Based on 2017 data, around 5,100 deaths of European Union (EU) residents were caused by accidental drowning and submersion.
Among the EU Member States, in 2017 the highest rate was recorded in Latvia, with 5.6 deaths per 100,000 inhabitants, followed by Lithuania (4.8 deaths per 100 000 inhabitants), Estonia (3.2) and Romania (3.0).
At the opposite end of the scale, landlocked Luxembourg did not record any deaths at all caused by accidental drowning and submersion, while the lowest rates were observed in Malta (0.4), Italy and the Netherlands (both 0.5), none of which are lacking in water sources.
In the vast majority of countries with available 2017 figures, the death rates were higher among men than among women. The difference between the rates of deaths among men and women was the most significant in Latvia (9.8 for men and 2.0 for women) and in Lithuania (8.5 for men and 1.9 for women).
In absolute numbers, the largest number of drownings was recorded in Poland (644) as against Latvia's total of 109. Of that number 86 victims were male and 23 female.
These statistics on accidental drowning and submersion are based on the International Classification of Diseases and Related Health Problems (ICD) and concern deaths that occur either in, or following, a fall into a bath-tub, swimming pool or natural water such as a lake, open sea, a river or a stream. In order to make comparisons between countries, the number of deaths have been standardised to take into account their different sizes and age structures.
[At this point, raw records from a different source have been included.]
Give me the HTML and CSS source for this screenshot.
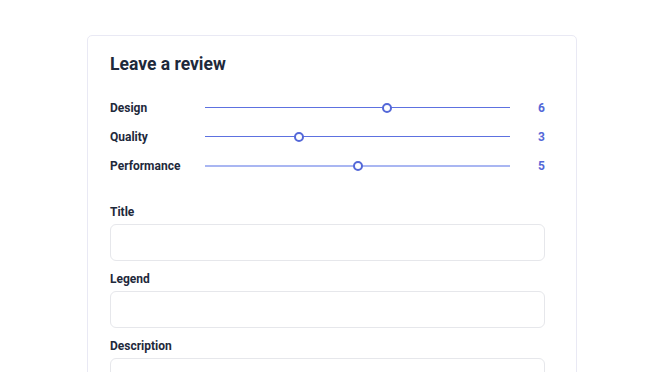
FILE: index.html
```html
<!DOCTYPE html>
<html lang="en">
<head>
    <meta charset="UTF-8">
    <meta name="viewport" content="width=device-width, initial-scale=1.0">
    <title>Leave a review</title>
    <link rel="stylesheet" href="styles.css">
</head>
<body>
    <!-- Review form -->
    <div class="review-card">
        <h2>Leave a review</h2>

        <div class="ratings">
            <div class="rating-row">
                <label class="rating-label" for="design">Design</label>
                <input class="rating-slider" type="range" id="design" min="0" max="10" value="6">
                <span class="rating-value">6</span>
            </div>
            <div class="rating-row">
                <label class="rating-label" for="quality">Quality</label>
                <input class="rating-slider" type="range" id="quality" min="0" max="10" value="3">
                <span class="rating-value">3</span>
            </div>
            <div class="rating-row">
                <label class="rating-label" for="performance">Performance</label>
                <input class="rating-slider rating-slider--active" type="range" id="performance" min="0" max="10" value="5">
                <span class="rating-value">5</span>
            </div>
        </div>

        <div class="field">
            <label class="field-label" for="title">Title</label>
            <input class="field-input" type="text" id="title">
        </div>
        <div class="field">
            <label class="field-label" for="legend">Legend</label>
            <input class="field-input" type="text" id="legend">
        </div>
        <div class="field">
            <label class="field-label" for="description">Description</label>
            <input class="field-input" type="text" id="description">
        </div>
    </div>
</body>
</html>
```

FILE: styles.css
```css
:root {
    --text: #1e293b;
    --accent: #5468d8;
    --track: #5d71e0;
    --track-light: #a9b6f2;
    --card-border: #e9e9f4;
    --input-border: #e6e7eb;
}

* {
    margin: 0;
    padding: 0;
    box-sizing: border-box;
}

body {
    font-family: Roboto, "Liberation Sans", sans-serif;
    background: #fff;
    color: var(--text);
    padding: 35px 0 0 87px;
}

.review-card {
    width: 490px;
    border: 1px solid var(--card-border);
    border-radius: 5px;
    padding: 16px 31px 30px 22px;
}

.review-card h2 {
    font-size: 17.5px;
    line-height: 24px;
    font-weight: 700;
    margin-bottom: 17px;
}

.ratings {
    margin-bottom: 24px;
}

.rating-row {
    display: flex;
    align-items: center;
    height: 29px;
}

.rating-label {
    width: 95px;
    font-size: 12px;
    font-weight: 700;
}

.rating-slider {
    flex: 1;
    -webkit-appearance: none;
    appearance: none;
    background: transparent;
    height: 12px;
    margin: 0;
}

.rating-slider::-webkit-slider-runnable-track {
    height: 1px;
    background: var(--track);
}

.rating-slider::-webkit-slider-thumb {
    -webkit-appearance: none;
    width: 10px;
    height: 10px;
    margin-top: -4.5px;
    border-radius: 50%;
    border: 2px solid var(--accent);
    background: #fff;
}

.rating-slider--active::-webkit-slider-runnable-track {
    height: 2px;
    background: var(--track-light);
}

.rating-slider--active::-webkit-slider-thumb {
    margin-top: -4px;
}

.rating-slider::-moz-range-track {
    height: 1px;
    background: var(--track);
}

.rating-slider::-moz-range-thumb {
    width: 6px;
    height: 6px;
    border-radius: 50%;
    border: 2px solid var(--accent);
    background: #fff;
}

.rating-value {
    width: 35px;
    text-align: right;
    font-size: 12px;
    font-weight: 700;
    color: var(--accent);
}

.field {
    margin-bottom: 10px;
}

.field-label {
    display: block;
    font-size: 12px;
    line-height: 16px;
    font-weight: 700;
    margin-bottom: 4px;
}

.field-input {
    display: block;
    width: 100%;
    height: 37px;
    border: 1px solid var(--input-border);
    border-radius: 6px;
    padding: 0 10px;
    font: inherit;
    outline: none;
}
```
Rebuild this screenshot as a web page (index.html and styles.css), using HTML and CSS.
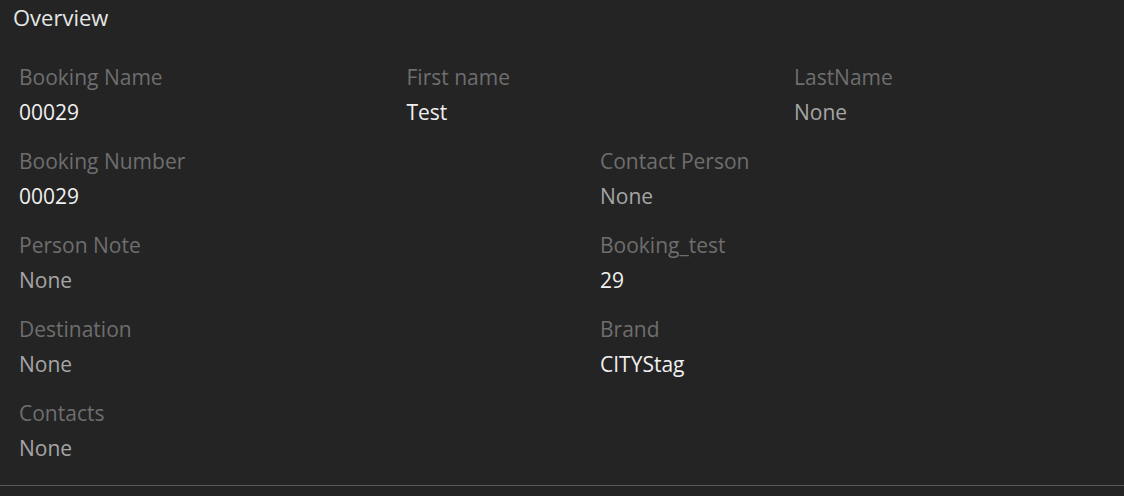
FILE: index.html
```html
<!DOCTYPE html>
<html>
<head>
  <meta charset="UTF-8">
  <title>Overview</title>
  <link rel="stylesheet" href="styles.css">
</head>
<body>
  <div class="panel">
    <div class="panel-title">Overview</div>
    <div class="fields three">
      <div class="field"><div class="label">Booking Name</div><div class="value">00029</div></div>
      <div class="field"><div class="label">First name</div><div class="value">Test</div></div>
      <div class="field"><div class="label">LastName</div><div class="value empty">None</div></div>
    </div>
    <div class="fields two">
      <div class="field"><div class="label">Booking Number</div><div class="value">00029</div></div>
      <div class="field"><div class="label">Contact Person</div><div class="value empty">None</div></div>
      <div class="field"><div class="label">Person Note</div><div class="value empty">None</div></div>
      <div class="field"><div class="label">Booking_test</div><div class="value">29</div></div>
      <div class="field"><div class="label">Destination</div><div class="value empty">None</div></div>
      <div class="field"><div class="label">Brand</div><div class="value">CITYStag</div></div>
      <div class="field"><div class="label">Contacts</div><div class="value empty">None</div></div>
    </div>
  </div>
</body>
</html>
```
FILE: styles.css
```css
body {
  margin: 0;
  background-color: #242424;
  font-family: "Open Sans", sans-serif;
}
.panel {
  border-bottom: 1px solid #5a5a5a;
  padding-bottom: 5px;
}
.panel-title {
  color: #e6e6e6;
  font-size: 22px;
  line-height: 34px;
  padding-left: 13px;
  margin-bottom: 26px;
}
.fields {
  display: grid;
  padding-left: 19px;
}
.three {
  grid-template-columns: 387.5px 387.5px 1fr;
}
.two {
  grid-template-columns: 581px 1fr;
}
.field {
  margin-bottom: 14px;
}
.label {
  color: #6e6e6e;
  font-size: 21px;
  line-height: 35px;
}
.value {
  color: #f0f0f0;
  font-size: 21px;
  line-height: 35px;
}
.value.empty {
  color: #a6a6a6;
}
```
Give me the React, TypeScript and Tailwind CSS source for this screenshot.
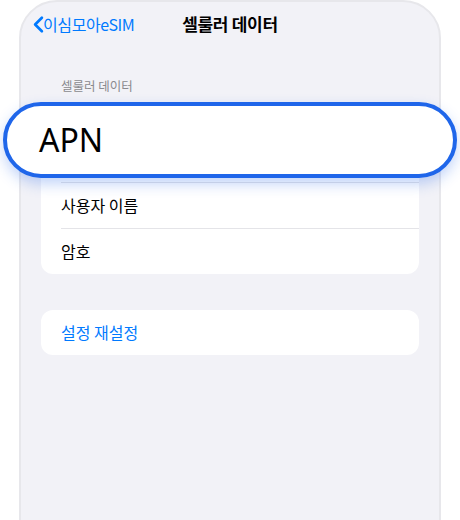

Though shocking, the figures do not come as a surprise. Concerted public information efforts are currently being made to persuade the Latvian public to be more responsible on, near and in water, with President Egils Levits lending his voice to the call and medics decrying the unnecessary death toll.
The State Fire and Rescue Service (VUGD) has already pulled 80 bodies from the water this year, but even this figure does not account for all the drownings so far.